Note 9 – Earnings (Loss) Per Share

 

Basic earnings (loss) per share for continuing and discontinued operations are computed by dividing respective net income or loss attributable to common stockholders by the weighted-average number of shares of our Common Stock outstanding for the period. Diluted earnings (loss) per share reflects the potential dilution that could occur if securities or other contracts to issue Common Stock were exercised or converted into Common Stock or resulted in the issuance of Common Stock that shared in the earnings of the entity. Diluted earnings (loss) per share also utilize the treasury stock method which prescribes a theoretical buy-back of shares from the theoretical proceeds of all options and warrants outstanding during the period.

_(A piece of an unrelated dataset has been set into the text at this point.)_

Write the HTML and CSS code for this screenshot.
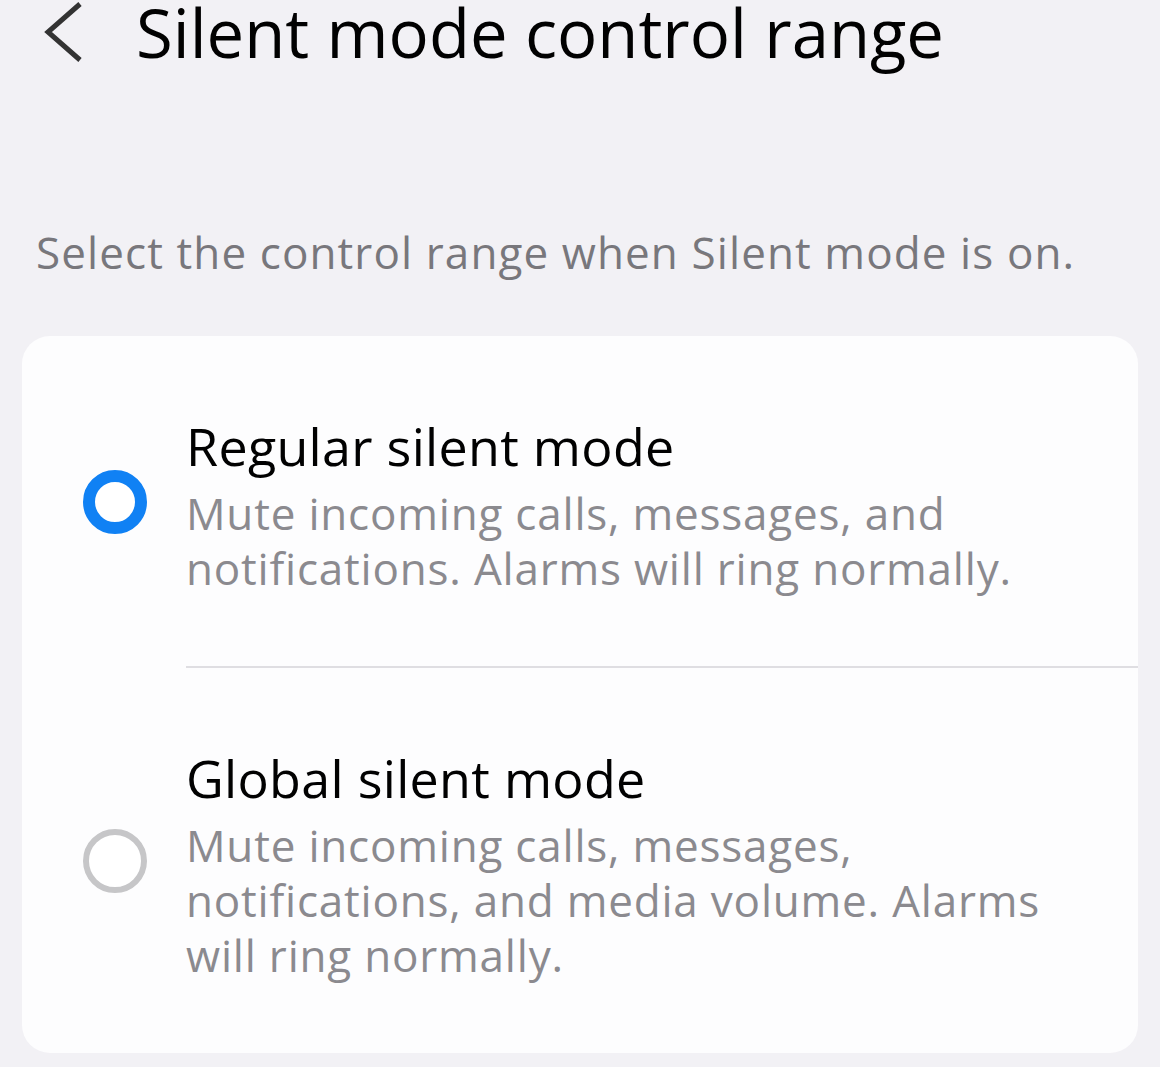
FILE: index.html
```html
<!doctype html>
<html>
    <head>
        <meta charset="utf-8">
        <meta name="viewport" content="width=device-width,initial-scale=1.0">
        <title>Silent mode control range</title>
        <link rel="stylesheet" href="styles.css">
    </head>
    <body>

        <header class="topbar">
            <svg class="back" viewBox="0 0 44 66" width="44" height="66">
                <path d="M38 5 L6 33 L38 61" fill="none" stroke="#333333" stroke-width="5" stroke-linejoin="miter"/>
            </svg>
            <h1 class="page-title">Silent mode control range</h1>
        </header>

        <p class="hint">Select the control range when Silent mode is on.</p>

        <section class="card">
            <div class="option">
                <span class="radio radio-on"></span>
                <div class="option-body">
                    <div class="option-title">Regular silent mode</div>
                    <div class="option-desc">Mute incoming calls, messages, and notifications. Alarms will ring normally.</div>
                </div>
            </div>
            <div class="option">
                <span class="radio"></span>
                <div class="option-body">
                    <div class="option-title">Global silent mode</div>
                    <div class="option-desc">Mute incoming calls, messages, notifications, and media volume. Alarms will ring normally.</div>
                </div>
            </div>
        </section>

    </body>
</html>
```

FILE: styles.css
```css
*{
    margin: 0px;
    padding: 0px;
    box-sizing: border-box;
}
html,body{
    height: 100%;
}
body{
    background-color: #f2f1f5;
    font-family: "Open Sans", "Noto Sans", sans-serif;
    color: #010101;
    overflow: hidden;
}

/* 顶部标题栏 */
.topbar{
    display: flex;
    align-items: center;
    height: 64px;
    padding-left: 42px;
}
.back{
    flex: none;
    display: block;
}
.page-title{
    margin-left: 50px;
    font-size: 67px;
    font-weight: 400;
    line-height: 64px;
    white-space: nowrap;
}

.hint{
    margin: 163px 0 59px 36px;
    font-size: 44px;
    line-height: 50px;
    letter-spacing: 1.1px;
    color: #78777c;
    white-space: nowrap;
}

/* 选项卡片 */
.card{
    margin: 0 22px;
    background-color: #fdfdfe;
    border-radius: 28px;
}
.option{
    display: flex;
    align-items: center;
}
.radio{
    flex: none;
    width: 64px;
    height: 64px;
    margin: 0 39px 0 61px;
    border-radius: 50%;
    border: 6px solid #c6c6c8;
    background-color: #fff;
}
.radio-on{
    border: 12px solid #1081f4;
}
.option-body{
    flex: 1;
    padding: 78px 53px 70px 0;
    border-bottom: 2px solid #dfdee2;
}
.option:last-child .option-body{
    padding-bottom: 70px;
    border-bottom: none;
}
.option-title{
    font-size: 52px;
    line-height: 64px;
    letter-spacing: 0.3px;
}
.option-desc{
    margin-top: 8px;
    font-size: 44px;
    line-height: 55px;
    letter-spacing: 0.8px;
    color: #8b8a8f;
}
```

Options and warrants outstanding to acquire shares of our Common Stock at June 30, 2017 and 2016 were 2,209,000 and 1,706,500, respectively.

 

For the three months ended June 30, 2017 and June 30, 2016 dilutive earnings (loss) per share is the same as basic earnings per share due to (i) the inclusion of Common Stock, in the form of stock options and warrants (“Common Stock Equivalents”), would have an anti-dilutive effect on the loss per share or (ii) there were no Common Stock Equivalents for the respective period. For the three months ended June 30, 2017 and 2016 there were 641,754 and 276,165, Common Stock Equivalents which were in the money, that were excluded from the earnings (loss) per share computation as a consequence of their anti-dilutive effect.

 

For the six months ended June 30, 2017 there were 650,190 Common Stock Equivalents which were in the money, that were included in the fully diluted earnings per share computation. For the six months ended June 30, 2016, for continuing operations dilutive earnings (loss) per share is the same as basic earnings per share due to (i) the inclusion of Common Stock, in the form of stock options and warrants (“Common Stock Equivalents”), would have an anti-dilutive effect on the loss per share or (ii) there were no Common Stock Equivalents for the respective period. For the six months ended June 30, 2016, there were 244,112, Common Stock Equivalents which were in the money, that were excluded from the earnings (loss) per share computation as a consequence of their anti-dilutive effect.